■ WRITTEN PROBLEM ■
Pictures do not belong in your copy. Repeat all the other data exactly.

■ SOURCE EXCERPT ■
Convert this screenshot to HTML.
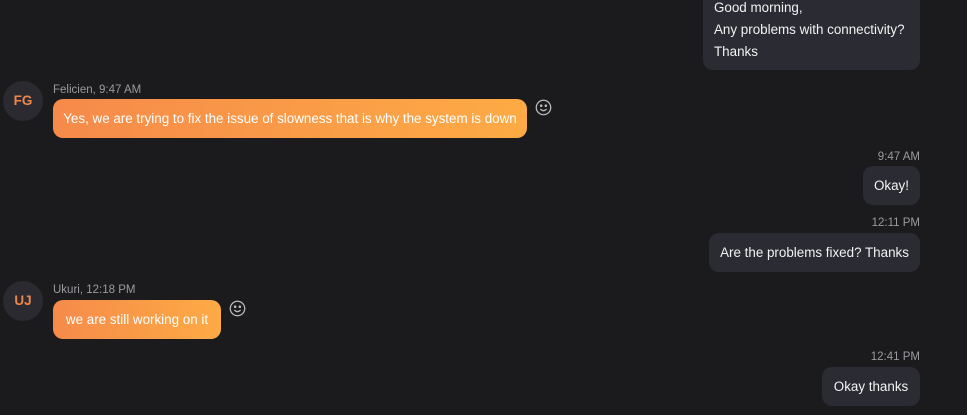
<!DOCTYPE html>
<html><head><style>
*{margin:0;padding:0;box-sizing:border-box}
body{width:967px;height:415px;background:#1b1b1d;font-family:"Liberation Sans",sans-serif;position:relative;overflow:hidden;color:#fff}
.b{position:absolute;border-radius:10px;font-size:13.4px;line-height:39px;padding:0 11px;white-space:nowrap}
.me{background:#2b2b33;color:#f2f2f2}
.them{background:linear-gradient(90deg,#f68a4a,#fdab45);text-align:center;padding:0}
.t{position:absolute;font-size:11.5px;color:#9a9a9f;white-space:nowrap}
.av{position:absolute;width:40px;height:40px;border-radius:50%;background:#2a2a30;color:#f0874a;font-weight:bold;font-size:13.5px;text-align:center;line-height:40px}
.em{position:absolute;width:17px;height:17px}
</style></head><body>
<div class="b me" style="left:703px;top:-12px;width:217px;height:82px;line-height:22px;padding-top:9px;border-radius:0 0 10px 10px">Good morning,<br>Any problems with connectivity?<br>Thanks</div>

<div class="av" style="left:3px;top:81px">FG</div>
<div class="t" style="left:53px;top:84px">Felicien, 9:47 AM</div>
<div class="b them" style="left:53px;top:99px;width:474px">Yes, we are trying to fix the issue of slowness that is why the system is down</div>
<svg class="em" style="left:535px;top:99px" viewBox="0 0 16 16" fill="none" stroke="#bbb" stroke-width="1.2"><circle cx="8" cy="8" r="6.8"/><circle cx="5.8" cy="6.3" r=".6" fill="#bbb"/><circle cx="10.2" cy="6.3" r=".6" fill="#bbb"/><path d="M5 9.5q3 3 6 0"/></svg>

<div class="t" style="right:47px;top:151px">9:47 AM</div>
<div class="b me" style="left:863px;top:166px;width:57px;text-align:center;padding:0">Okay!</div>

<div class="t" style="right:47px;top:217px">12:11 PM</div>
<div class="b me" style="left:709px;top:233px;width:211px;text-align:center;padding:0">Are the problems fixed? Thanks</div>

<div class="av" style="left:3px;top:281px">UJ</div>
<div class="t" style="left:53px;top:284px">Ukuri, 12:18 PM</div>
<div class="b them" style="left:53px;top:300px;width:168px">we are still working on it</div>
<svg class="em" style="left:229px;top:300px" viewBox="0 0 16 16" fill="none" stroke="#bbb" stroke-width="1.2"><circle cx="8" cy="8" r="6.8"/><circle cx="5.8" cy="6.3" r=".6" fill="#bbb"/><circle cx="10.2" cy="6.3" r=".6" fill="#bbb"/><path d="M5 9.5q3 3 6 0"/></svg>

<div class="t" style="right:47px;top:351px">12:41 PM</div>
<div class="b me" style="left:822px;top:367px;width:98px;text-align:center;padding:0">Okay thanks</div>
</body></html>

■ SOLUTION FOR THIS PROBLEM ■
Convert this screenshot to HTML.
<!DOCTYPE html>
<html><head><style>
*{margin:0;padding:0;box-sizing:border-box}
body{width:967px;height:415px;background:#1b1b1d;font-family:"Liberation Sans",sans-serif;position:relative;overflow:hidden;color:#fff}
.b{position:absolute;border-radius:10px;font-size:13.4px;line-height:39px;padding:0 11px;white-space:nowrap}
.me{background:#2b2b33;color:#f2f2f2}
.them{background:linear-gradient(90deg,#f68a4a,#fdab45);text-align:center;padding:0}
.t{position:absolute;font-size:11.5px;color:#9a9a9f;white-space:nowrap}
.av{position:absolute;width:40px;height:40px;border-radius:50%;background:#2a2a30;color:#f0874a;font-weight:bold;font-size:13.5px;text-align:center;line-height:40px}
.em{position:absolute;width:17px;height:17px}
</style></head><body>
<div class="b me" style="left:703px;top:-12px;width:217px;height:82px;line-height:22px;padding-top:9px;border-radius:0 0 10px 10px">Good morning,<br>Any problems with connectivity?<br>Thanks</div>

<div class="av" style="left:3px;top:81px">FG</div>
<div class="t" style="left:53px;top:84px">Felicien, 9:47 AM</div>
<div class="b them" style="left:53px;top:99px;width:474px">Yes, we are trying to fix the issue of slowness that is why the system is down</div>
<svg class="em" style="left:535px;top:99px" viewBox="0 0 16 16" fill="none" stroke="#bbb" stroke-width="1.2"><circle cx="8" cy="8" r="6.8"/><circle cx="5.8" cy="6.3" r=".6" fill="#bbb"/><circle cx="10.2" cy="6.3" r=".6" fill="#bbb"/><path d="M5 9.5q3 3 6 0"/></svg>

<div class="t" style="right:47px;top:151px">9:47 AM</div>
<div class="b me" style="left:863px;top:166px;width:57px;text-align:center;padding:0">Okay!</div>

<div class="t" style="right:47px;top:217px">12:11 PM</div>
<div class="b me" style="left:709px;top:233px;width:211px;text-align:center;padding:0">Are the problems fixed? Thanks</div>

<div class="av" style="left:3px;top:281px">UJ</div>
<div class="t" style="left:53px;top:284px">Ukuri, 12:18 PM</div>
<div class="b them" style="left:53px;top:300px;width:168px">we are still working on it</div>
<svg class="em" style="left:229px;top:300px" viewBox="0 0 16 16" fill="none" stroke="#bbb" stroke-width="1.2"><circle cx="8" cy="8" r="6.8"/><circle cx="5.8" cy="6.3" r=".6" fill="#bbb"/><circle cx="10.2" cy="6.3" r=".6" fill="#bbb"/><path d="M5 9.5q3 3 6 0"/></svg>

<div class="t" style="right:47px;top:351px">12:41 PM</div>
<div class="b me" style="left:822px;top:367px;width:98px;text-align:center;padding:0">Okay thanks</div>
</body></html>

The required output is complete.